We were churning mud. The tires on the Jeep continued to sink deeper as they spun in the mud. David worked the gears, forward, backward, forward, backward while Dad’s tractor pulled the Jeep backward. Nothing helped. David’s Jeep was stuck.
When my older brother arrived yesterday for Thanksgiving, he was in his new 2013 4-wheel-drive Jeep. He loves going off road and driving through places that no one else would dare to go.
He also loves taking his nephews for a ride in the adventure. So Andy, Joey and I loaded up into the Jeep with David as we crawled along in his Jeep, in 4-wheel-drive at a top speed of 5 mph. Off roaders of David’s breed are more into the climb than speed. And it is exciting. One moment we were looking down at the ground through the front wind shield, and the next we were looking up into the clear blue sky. Both Joey and I were in the back seat, which we didn’t like, so we were trying to make the most of is. We both suffer from claustrophobia, and the thought of rolling the Jeep into one of the ponds was in my list of things to worry about.
David decided to cross one of the gullies that feeds the front pond. After checking out the softness of the creek bed, he climbed back in and we crossed it successfully. That led to the next attempt, another creek bed that fed the same pond. It was bigger and more of a challenge. It was obviously muddier.
We lunged forward and came to a stop. The tires were spinning. Anyone who has ever been stuck in the mud should be able to tell you that once your tires spin, you’re done. We were done. The Jeep would move no more than a few feet backward and forward AND down for the next 5 hours.
This was broken up by dining on the deep-fried turkey my Dad and brother Stokely were making and all the fixin’s prepared by Donna and her mother Ruby. Dad insisted we eat before really getting down to the business of extracting the Jeep from his creek bed. After all, it’s a lot easier to sling mud on a full stomach than it is to… well, it’s not, but I know he meant well.
We ate, and headed back out to the pond. We would go from shoveling mud away from the tires to putting boards and ramps under the tires all the while Dad was using his tractor to pull on the Jeep and David worked it in reverse. All we did was churn up the mud, to which Any and Joey found delight in stepping off into the mud to see how far they would sink. I made a half-hearted attempt and keeping them out of the mud, but realized the hypocrisy of such a move. We were where we were because some big boy wanted to play in the mud. It’s just his method of playing in it was in a Jeep, not his boots.

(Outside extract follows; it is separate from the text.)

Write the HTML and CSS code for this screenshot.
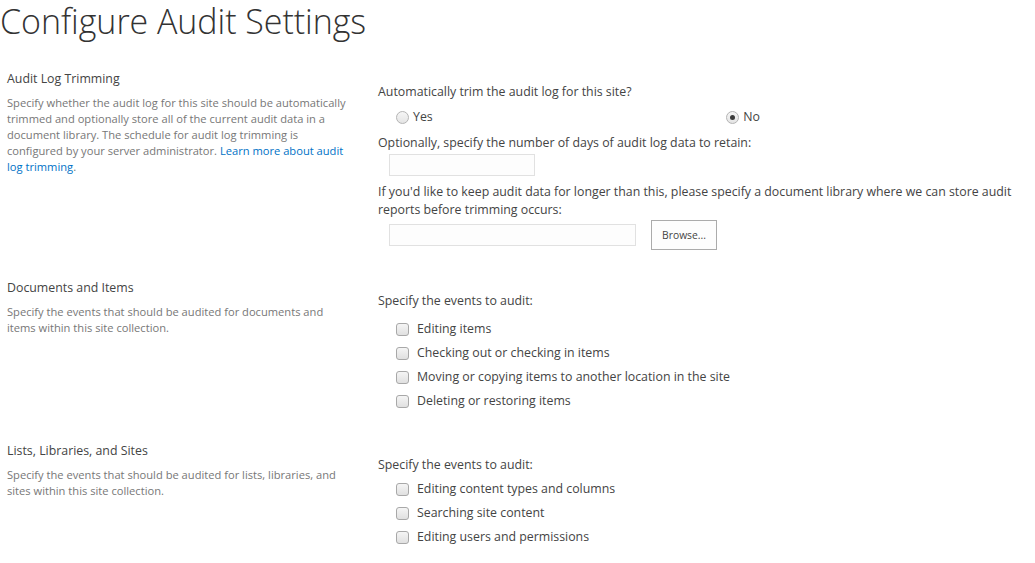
FILE: index.html
```html
<!DOCTYPE html>
<html lang="en">
<head>
<meta charset="utf-8">
<title>Configure Audit Settings</title>
<link rel="stylesheet" href="styles.css">
</head>
<body>
<h1 class="page-title">Configure Audit Settings</h1>
<div class="settings">
  <section class="setting">
    <div class="setting-info">
      <h2 class="setting-title">Audit Log Trimming</h2>
      <p class="setting-desc">Specify whether the audit log for this site should be automatically<br>trimmed and optionally store all of the current audit data in a<br>document library. The schedule for audit log trimming is<br>configured by your server administrator. <a href="#" class="link">Learn more about audit<br>log trimming</a>.</p>
    </div>
    <div class="setting-controls">
      <div class="field-label">Automatically trim the audit log for this site?</div>
      <div class="radio-row">
        <label class="choice"><input type="radio" name="trim" class="radio"><span>Yes</span></label>
        <label class="choice"><input type="radio" name="trim" class="radio" checked><span>No</span></label>
      </div>
      <div class="field-label spaced">Optionally, specify the number of days of audit log data to retain:</div>
      <input type="text" class="text-input days-input">
      <div class="field-label spaced-lg">If you'd like to keep audit data for longer than this, please specify a document library where we can store audit<br>reports before trimming occurs:</div>
      <div class="browse-row">
        <input type="text" class="text-input library-input">
        <button type="button" class="browse-btn">Browse...</button>
      </div>
    </div>
  </section>

  <section class="setting">
    <div class="setting-info">
      <h2 class="setting-title">Documents and Items</h2>
      <p class="setting-desc">Specify the events that should be audited for documents and<br>items within this site collection.</p>
    </div>
    <div class="setting-controls">
      <div class="field-label">Specify the events to audit:</div>
      <ul class="check-list">
        <li><label class="choice"><input type="checkbox" class="check"><span>Editing items</span></label></li>
        <li><label class="choice"><input type="checkbox" class="check"><span>Checking out or checking in items</span></label></li>
        <li><label class="choice"><input type="checkbox" class="check"><span>Moving or copying items to another location in the site</span></label></li>
        <li><label class="choice"><input type="checkbox" class="check"><span>Deleting or restoring items</span></label></li>
      </ul>
    </div>
  </section>

  <section class="setting">
    <div class="setting-info">
      <h2 class="setting-title">Lists, Libraries, and Sites</h2>
      <p class="setting-desc">Specify the events that should be audited for lists, libraries, and<br>sites within this site collection.</p>
    </div>
    <div class="setting-controls setting-controls-low">
      <div class="field-label">Specify the events to audit:</div>
      <ul class="check-list check-list-tight">
        <li><label class="choice"><input type="checkbox" class="check"><span>Editing content types and columns</span></label></li>
        <li><label class="choice"><input type="checkbox" class="check"><span>Searching site content</span></label></li>
        <li><label class="choice"><input type="checkbox" class="check"><span>Editing users and permissions</span></label></li>
      </ul>
    </div>
  </section>
</div>
</body>
</html>
```

FILE: styles.css
```css
html, body {
  margin: 0;
  padding: 0;
  background: #ffffff;
}

body {
  font-family: "Open Sans", "Noto Sans", sans-serif;
  color: #444444;
  overflow: hidden;
}

.page-title {
  margin: 1px 0 0 0;
  padding-left: 0;
  font-size: 34px;
  font-weight: 300;
  line-height: 40px;
  color: #333333;
  letter-spacing: -0.05px;
}

.settings {
  margin-top: 30px;
  display: flex;
  flex-direction: column;
  gap: 30px;
}

.setting {
  display: grid;
  grid-template-columns: 378px 1fr;
}

.setting-info {
  padding-left: 7px;
}

.setting-title {
  margin: 0;
  font-size: 12.35px;
  font-weight: 400;
  line-height: 16px;
  color: #444444;
}

.setting-desc {
  margin: 8px 0 0 0;
  font-size: 11.15px;
  line-height: 16px;
  color: #777777;
}

.link {
  color: #0072c6;
  text-decoration: none;
}

.setting-controls {
  padding-top: 12px;
  font-size: 12.35px;
  line-height: 18px;
  color: #444444;
}

.setting-controls-low {
  padding-top: 13px;
}

.field-label {
  white-space: nowrap;
}

.field-label.spaced {
  margin-top: 8px;
}

.field-label.spaced-lg {
  margin-top: 7px;
}

.radio-row {
  margin-top: 7px;
  width: 364px;
  padding-left: 18px;
  height: 18px;
  display: flex;
  justify-content: space-between;
  align-items: center;
}

.choice {
  display: inline-flex;
  align-items: center;
  gap: 4px;
}

.radio {
  appearance: none;
  -webkit-appearance: none;
  margin: 0;
  width: 13px;
  height: 13px;
  border-radius: 50%;
  border: 1px solid #b4b4b4;
  background: linear-gradient(#f6f6f6, #e4e4e4);
  box-sizing: border-box;
  position: relative;
}

.radio:checked::after {
  content: "";
  position: absolute;
  left: 3px;
  top: 3px;
  width: 5px;
  height: 5px;
  border-radius: 50%;
  background: #3c3c3c;
}

.text-input {
  display: block;
  box-sizing: border-box;
  height: 22px;
  border: 1px solid #e1e1e1;
  background: #fdfdfd;
  margin: 0;
  padding: 0 4px;
  font: inherit;
}

.days-input {
  margin-top: 2px;
  margin-left: 11px;
  width: 146px;
}

.browse-row {
  margin-top: 1px;
  margin-left: 11px;
  display: flex;
  align-items: center;
  gap: 15px;
}

.library-input {
  width: 247px;
}

.browse-btn {
  box-sizing: border-box;
  width: 66px;
  height: 30px;
  border: 1px solid #ababab;
  background: #fdfdfd;
  font-family: inherit;
  font-size: 10.3px;
  color: #444444;
  padding: 0;
  margin: 0;
}

.check-list {
  list-style: none;
  margin: 7px 0 0 0;
  padding: 0 0 0 18px;
}

.check-list-tight {
  margin-top: 3px;
}

.check-list li {
  height: 24px;
  display: flex;
  align-items: center;
}

.check-list .choice {
  gap: 8px;
}

.check {
  appearance: none;
  -webkit-appearance: none;
  margin: 0;
  width: 13px;
  height: 13px;
  border-radius: 3px;
  border: 1px solid #a8a8a8;
  background: linear-gradient(#f5f5f5, #e0e0e0);
  box-sizing: border-box;
}
```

Nothing seemed to work in our extraction process. David finally decided to jack each tire up and make sure he could put the board or the ramp firmly under the tire. This didn’t work. But it did lead to that which did. The jack he was using wasn’t the cheap jacks found in the trunk of most of our cars today, but a full-fledged jack. He decided to hook it between one chain going to a tree, and the other to the back of the Jeep. He slowly jacked the Jeep out of the mud, inch by inch. Stokely also helped with the final pull using his GMC pick up truck.
Now the casualty to all this adventure? I only got to see about six minutes of football. I know, sad huh?